U.S. investigators hunting for weapons of mass destruction in Iraq have found no evidence that such material was moved to Syria for safekeeping before the war, according to a final report of the investigation released yesterday. […]
U.S. officials have held out the possibility that Syria worked in tandem with Hussein’s government to hide weapons before the U.S.-led invasion. The survey group said it followed up on reports that a Syrian security officer had discussed collaboration with Iraq on weapons, but it was unable to complete that investigation. But Iraqi officials whom the group was able to interview “uniformly denied any knowledge of residual WMD that could have been secreted to Syria,” the report said.
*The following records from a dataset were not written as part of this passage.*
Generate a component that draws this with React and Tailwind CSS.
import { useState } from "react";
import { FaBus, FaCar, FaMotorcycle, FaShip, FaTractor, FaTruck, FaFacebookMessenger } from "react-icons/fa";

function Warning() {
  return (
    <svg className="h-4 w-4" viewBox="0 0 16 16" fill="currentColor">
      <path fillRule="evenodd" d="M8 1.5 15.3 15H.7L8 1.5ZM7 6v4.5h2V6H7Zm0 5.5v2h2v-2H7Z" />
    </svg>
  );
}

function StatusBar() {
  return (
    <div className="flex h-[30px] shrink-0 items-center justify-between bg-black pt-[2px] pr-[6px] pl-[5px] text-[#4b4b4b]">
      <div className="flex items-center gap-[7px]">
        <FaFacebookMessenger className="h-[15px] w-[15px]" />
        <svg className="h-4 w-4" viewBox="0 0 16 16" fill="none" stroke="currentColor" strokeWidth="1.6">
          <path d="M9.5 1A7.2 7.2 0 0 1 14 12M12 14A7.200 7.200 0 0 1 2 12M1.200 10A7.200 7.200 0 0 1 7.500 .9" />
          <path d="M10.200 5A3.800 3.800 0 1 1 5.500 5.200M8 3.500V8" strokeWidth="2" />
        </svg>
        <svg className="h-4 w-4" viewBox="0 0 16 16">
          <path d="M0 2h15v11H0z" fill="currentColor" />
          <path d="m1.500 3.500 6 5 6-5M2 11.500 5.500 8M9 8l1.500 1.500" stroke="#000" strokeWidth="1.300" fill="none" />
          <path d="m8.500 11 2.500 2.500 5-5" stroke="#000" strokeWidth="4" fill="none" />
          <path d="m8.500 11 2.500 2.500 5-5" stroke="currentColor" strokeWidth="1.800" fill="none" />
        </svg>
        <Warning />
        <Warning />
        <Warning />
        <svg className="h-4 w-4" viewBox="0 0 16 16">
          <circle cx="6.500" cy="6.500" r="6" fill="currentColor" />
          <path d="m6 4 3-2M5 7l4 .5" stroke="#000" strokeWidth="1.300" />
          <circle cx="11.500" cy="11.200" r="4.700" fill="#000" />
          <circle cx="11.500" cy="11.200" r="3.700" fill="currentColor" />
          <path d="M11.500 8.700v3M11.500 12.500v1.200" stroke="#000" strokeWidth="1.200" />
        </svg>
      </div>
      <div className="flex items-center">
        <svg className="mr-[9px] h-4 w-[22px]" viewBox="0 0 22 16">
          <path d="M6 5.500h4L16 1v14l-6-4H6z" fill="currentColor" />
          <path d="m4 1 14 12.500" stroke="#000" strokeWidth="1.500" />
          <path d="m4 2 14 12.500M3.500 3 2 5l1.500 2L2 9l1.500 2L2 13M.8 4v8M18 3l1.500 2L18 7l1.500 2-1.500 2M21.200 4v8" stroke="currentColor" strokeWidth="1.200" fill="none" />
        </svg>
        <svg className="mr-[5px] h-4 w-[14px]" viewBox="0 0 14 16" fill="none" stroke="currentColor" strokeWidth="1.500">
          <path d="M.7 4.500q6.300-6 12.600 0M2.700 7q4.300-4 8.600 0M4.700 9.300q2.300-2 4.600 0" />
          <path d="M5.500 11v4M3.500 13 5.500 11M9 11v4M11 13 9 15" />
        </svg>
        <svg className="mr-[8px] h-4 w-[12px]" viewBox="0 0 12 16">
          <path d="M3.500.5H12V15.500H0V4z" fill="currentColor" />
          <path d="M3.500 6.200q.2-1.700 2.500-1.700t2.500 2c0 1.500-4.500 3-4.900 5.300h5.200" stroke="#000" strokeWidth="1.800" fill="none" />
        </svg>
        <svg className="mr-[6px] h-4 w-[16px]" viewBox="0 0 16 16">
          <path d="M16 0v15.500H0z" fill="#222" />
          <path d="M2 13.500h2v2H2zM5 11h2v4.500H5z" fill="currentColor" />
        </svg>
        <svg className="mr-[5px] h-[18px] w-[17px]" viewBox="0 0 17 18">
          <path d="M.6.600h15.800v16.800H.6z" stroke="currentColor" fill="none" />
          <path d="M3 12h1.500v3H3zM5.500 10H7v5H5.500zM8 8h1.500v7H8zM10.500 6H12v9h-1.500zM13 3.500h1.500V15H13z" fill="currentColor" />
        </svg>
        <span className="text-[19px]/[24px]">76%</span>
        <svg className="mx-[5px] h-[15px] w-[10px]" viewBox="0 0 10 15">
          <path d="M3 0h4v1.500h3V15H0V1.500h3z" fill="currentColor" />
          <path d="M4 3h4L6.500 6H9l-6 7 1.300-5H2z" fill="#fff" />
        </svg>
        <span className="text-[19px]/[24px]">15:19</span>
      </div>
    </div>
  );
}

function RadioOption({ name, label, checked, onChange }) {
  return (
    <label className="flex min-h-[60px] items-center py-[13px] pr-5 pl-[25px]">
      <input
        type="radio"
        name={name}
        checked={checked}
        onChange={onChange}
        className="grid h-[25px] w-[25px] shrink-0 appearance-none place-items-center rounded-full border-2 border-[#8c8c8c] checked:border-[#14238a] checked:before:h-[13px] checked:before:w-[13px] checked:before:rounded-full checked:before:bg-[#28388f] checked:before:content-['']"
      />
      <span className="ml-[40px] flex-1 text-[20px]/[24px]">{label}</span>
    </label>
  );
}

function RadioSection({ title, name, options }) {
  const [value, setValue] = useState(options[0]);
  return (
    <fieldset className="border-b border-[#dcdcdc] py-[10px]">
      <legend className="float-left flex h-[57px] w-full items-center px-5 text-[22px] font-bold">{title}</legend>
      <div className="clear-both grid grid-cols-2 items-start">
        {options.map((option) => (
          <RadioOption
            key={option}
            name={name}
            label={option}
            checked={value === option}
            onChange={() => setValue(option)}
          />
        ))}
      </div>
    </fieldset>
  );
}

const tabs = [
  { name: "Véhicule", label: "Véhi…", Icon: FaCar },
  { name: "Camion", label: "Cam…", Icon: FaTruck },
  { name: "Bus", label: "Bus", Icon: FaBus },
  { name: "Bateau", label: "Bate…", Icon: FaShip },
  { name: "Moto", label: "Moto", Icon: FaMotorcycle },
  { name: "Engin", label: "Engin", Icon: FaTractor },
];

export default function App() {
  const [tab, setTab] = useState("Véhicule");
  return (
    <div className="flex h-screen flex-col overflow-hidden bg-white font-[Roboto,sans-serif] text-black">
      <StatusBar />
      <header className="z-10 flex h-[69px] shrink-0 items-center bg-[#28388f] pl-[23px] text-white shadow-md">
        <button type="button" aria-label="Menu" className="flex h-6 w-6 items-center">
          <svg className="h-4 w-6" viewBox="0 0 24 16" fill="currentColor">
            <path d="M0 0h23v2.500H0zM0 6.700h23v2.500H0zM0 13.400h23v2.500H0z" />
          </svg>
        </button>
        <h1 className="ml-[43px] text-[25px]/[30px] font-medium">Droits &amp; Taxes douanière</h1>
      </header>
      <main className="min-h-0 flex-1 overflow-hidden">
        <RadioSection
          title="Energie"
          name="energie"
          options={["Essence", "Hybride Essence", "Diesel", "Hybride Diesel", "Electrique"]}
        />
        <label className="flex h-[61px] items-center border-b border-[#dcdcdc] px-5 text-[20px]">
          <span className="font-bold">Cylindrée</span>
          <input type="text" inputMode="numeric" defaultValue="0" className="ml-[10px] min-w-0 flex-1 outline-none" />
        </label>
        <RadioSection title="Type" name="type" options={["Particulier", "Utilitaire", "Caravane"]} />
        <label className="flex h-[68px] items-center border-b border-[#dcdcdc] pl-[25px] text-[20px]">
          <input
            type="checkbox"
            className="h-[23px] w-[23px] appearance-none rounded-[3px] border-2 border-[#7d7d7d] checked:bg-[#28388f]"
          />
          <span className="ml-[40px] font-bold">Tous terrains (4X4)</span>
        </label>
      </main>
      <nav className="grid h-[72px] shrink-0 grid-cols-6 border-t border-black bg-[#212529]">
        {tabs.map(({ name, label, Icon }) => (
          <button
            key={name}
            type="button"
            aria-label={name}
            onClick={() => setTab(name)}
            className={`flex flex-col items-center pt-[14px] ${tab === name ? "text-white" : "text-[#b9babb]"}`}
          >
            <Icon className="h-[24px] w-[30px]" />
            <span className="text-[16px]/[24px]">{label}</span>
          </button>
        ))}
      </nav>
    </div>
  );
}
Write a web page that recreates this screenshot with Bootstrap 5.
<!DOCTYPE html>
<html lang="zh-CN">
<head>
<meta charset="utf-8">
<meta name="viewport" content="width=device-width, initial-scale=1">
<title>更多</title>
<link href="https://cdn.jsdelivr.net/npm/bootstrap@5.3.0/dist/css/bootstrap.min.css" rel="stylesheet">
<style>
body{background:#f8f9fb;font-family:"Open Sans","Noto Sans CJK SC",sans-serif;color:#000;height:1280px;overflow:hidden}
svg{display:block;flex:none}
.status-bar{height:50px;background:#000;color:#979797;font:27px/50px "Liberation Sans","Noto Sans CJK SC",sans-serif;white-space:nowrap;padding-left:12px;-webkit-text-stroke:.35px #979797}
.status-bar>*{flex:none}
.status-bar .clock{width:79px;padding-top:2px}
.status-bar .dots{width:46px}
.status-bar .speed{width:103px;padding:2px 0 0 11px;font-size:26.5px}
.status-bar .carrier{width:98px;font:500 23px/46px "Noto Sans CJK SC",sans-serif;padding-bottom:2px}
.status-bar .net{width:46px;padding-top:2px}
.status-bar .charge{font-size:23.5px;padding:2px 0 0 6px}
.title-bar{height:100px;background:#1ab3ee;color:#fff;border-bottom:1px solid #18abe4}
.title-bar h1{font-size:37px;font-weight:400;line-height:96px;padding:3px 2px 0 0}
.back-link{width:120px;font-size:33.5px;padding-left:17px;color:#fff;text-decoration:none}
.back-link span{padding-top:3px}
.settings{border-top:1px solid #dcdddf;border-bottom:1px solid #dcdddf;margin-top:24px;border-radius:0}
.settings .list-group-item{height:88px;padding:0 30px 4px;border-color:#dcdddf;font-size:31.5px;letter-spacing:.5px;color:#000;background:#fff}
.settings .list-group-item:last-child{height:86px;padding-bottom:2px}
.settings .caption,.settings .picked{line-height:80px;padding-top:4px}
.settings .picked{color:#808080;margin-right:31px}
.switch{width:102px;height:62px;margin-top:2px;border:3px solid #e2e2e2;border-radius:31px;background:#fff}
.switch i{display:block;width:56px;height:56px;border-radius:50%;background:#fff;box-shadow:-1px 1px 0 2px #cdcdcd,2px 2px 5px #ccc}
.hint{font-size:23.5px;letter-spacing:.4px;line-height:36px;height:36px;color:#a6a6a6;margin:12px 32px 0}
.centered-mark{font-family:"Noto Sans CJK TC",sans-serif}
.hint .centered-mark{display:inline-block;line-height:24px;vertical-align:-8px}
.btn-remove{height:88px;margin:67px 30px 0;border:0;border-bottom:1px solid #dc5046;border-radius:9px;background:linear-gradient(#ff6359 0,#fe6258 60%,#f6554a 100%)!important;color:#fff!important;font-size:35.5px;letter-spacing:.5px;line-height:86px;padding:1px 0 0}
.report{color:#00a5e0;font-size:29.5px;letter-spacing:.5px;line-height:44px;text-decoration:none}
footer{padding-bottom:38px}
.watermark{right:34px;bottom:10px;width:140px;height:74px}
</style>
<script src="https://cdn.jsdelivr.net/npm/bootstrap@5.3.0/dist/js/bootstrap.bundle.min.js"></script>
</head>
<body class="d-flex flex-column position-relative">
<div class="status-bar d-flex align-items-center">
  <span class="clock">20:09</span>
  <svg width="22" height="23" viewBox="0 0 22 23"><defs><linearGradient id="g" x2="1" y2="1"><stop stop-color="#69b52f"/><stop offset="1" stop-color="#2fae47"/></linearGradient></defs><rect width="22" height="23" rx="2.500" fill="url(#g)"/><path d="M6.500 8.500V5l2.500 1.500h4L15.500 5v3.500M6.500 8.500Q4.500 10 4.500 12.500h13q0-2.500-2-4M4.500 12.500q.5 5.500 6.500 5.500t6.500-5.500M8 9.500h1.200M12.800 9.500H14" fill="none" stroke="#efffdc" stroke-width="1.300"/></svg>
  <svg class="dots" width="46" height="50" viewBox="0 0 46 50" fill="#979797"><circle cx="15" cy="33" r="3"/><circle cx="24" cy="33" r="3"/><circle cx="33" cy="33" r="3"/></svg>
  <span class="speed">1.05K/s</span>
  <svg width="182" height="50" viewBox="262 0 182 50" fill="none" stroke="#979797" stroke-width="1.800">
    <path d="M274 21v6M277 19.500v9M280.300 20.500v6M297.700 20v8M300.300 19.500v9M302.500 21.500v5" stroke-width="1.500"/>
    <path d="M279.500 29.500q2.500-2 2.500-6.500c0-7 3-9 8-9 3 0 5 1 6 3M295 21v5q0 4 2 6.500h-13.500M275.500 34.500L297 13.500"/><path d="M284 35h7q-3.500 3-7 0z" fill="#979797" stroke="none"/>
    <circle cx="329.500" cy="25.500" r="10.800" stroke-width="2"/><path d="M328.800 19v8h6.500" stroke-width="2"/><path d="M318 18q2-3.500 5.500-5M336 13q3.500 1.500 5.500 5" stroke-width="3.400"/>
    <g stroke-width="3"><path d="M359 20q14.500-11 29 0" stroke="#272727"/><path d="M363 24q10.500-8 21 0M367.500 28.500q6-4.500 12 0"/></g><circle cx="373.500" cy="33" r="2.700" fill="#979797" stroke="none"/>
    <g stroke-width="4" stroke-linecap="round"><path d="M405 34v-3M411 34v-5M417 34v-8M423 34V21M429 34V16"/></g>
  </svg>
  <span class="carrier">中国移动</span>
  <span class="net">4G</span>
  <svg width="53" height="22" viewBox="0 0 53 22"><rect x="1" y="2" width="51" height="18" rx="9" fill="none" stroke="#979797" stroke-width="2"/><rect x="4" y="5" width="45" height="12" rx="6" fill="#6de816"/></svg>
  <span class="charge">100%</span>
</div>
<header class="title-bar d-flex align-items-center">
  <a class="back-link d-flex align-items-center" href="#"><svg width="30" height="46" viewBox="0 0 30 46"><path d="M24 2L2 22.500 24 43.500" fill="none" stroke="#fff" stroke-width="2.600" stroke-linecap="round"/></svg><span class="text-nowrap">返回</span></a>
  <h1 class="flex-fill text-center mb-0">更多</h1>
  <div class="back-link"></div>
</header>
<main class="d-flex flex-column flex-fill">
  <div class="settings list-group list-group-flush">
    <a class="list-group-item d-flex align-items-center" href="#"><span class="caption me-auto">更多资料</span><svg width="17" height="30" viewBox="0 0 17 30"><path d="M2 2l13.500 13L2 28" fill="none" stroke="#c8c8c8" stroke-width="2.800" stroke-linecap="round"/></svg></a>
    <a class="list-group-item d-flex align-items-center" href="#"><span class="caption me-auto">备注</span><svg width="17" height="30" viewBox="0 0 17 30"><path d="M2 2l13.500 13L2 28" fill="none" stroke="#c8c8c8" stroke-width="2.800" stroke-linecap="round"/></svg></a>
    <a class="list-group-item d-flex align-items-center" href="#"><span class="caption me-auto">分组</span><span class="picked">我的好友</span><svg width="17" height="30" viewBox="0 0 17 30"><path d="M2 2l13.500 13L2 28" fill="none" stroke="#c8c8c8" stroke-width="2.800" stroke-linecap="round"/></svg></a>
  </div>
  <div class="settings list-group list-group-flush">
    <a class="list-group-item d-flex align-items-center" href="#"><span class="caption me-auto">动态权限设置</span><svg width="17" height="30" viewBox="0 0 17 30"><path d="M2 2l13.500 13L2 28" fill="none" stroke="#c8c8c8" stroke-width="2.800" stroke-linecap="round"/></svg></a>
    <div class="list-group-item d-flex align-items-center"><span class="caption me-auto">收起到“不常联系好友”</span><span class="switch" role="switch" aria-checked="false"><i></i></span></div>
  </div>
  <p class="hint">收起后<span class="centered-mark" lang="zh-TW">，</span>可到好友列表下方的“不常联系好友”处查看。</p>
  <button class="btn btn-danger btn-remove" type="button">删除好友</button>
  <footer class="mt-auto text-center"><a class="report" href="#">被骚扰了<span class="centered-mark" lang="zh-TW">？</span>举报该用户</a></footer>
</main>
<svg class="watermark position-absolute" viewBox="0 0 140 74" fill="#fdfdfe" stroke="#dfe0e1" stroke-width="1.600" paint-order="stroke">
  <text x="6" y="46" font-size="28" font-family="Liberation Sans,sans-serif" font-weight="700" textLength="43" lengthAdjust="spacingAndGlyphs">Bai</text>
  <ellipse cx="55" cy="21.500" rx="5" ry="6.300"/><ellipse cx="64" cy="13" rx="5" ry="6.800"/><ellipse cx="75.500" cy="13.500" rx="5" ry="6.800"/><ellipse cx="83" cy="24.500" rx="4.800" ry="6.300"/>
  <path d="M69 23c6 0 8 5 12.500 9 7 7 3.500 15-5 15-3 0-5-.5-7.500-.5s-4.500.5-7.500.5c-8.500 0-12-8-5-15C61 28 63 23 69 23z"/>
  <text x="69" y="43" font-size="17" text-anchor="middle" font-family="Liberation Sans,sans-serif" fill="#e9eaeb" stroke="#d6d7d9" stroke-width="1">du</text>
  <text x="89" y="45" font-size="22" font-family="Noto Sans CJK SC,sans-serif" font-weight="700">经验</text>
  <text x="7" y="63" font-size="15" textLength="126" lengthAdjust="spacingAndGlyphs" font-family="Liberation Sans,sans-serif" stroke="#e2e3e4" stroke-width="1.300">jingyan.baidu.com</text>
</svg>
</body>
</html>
So far, no big surprise. The Duelfer report’s final version simply put the finishing touches on a wholesale debunking of the Bush administration’s entire reasoning for the war.
Which is what made the Pentagon’s reaction to the final report so breathtaking.
Hussein “retained the intent and capability and he intended to resume full-scale WMD efforts once the U.N. sanctions were lifted,” Pentagon spokesman Bryan Whitman said yesterday. “Duelfer provides plenty of rationale for why this country went to war in Iraq.”
There’s politically-motivated denial and then there’s a complete divorce from reality. “Plenty of rationale”? Does Rumsfeld’s Pentagon even know what the Duelfer report is?
These guys really don’t care anymore. There’s no other explanation.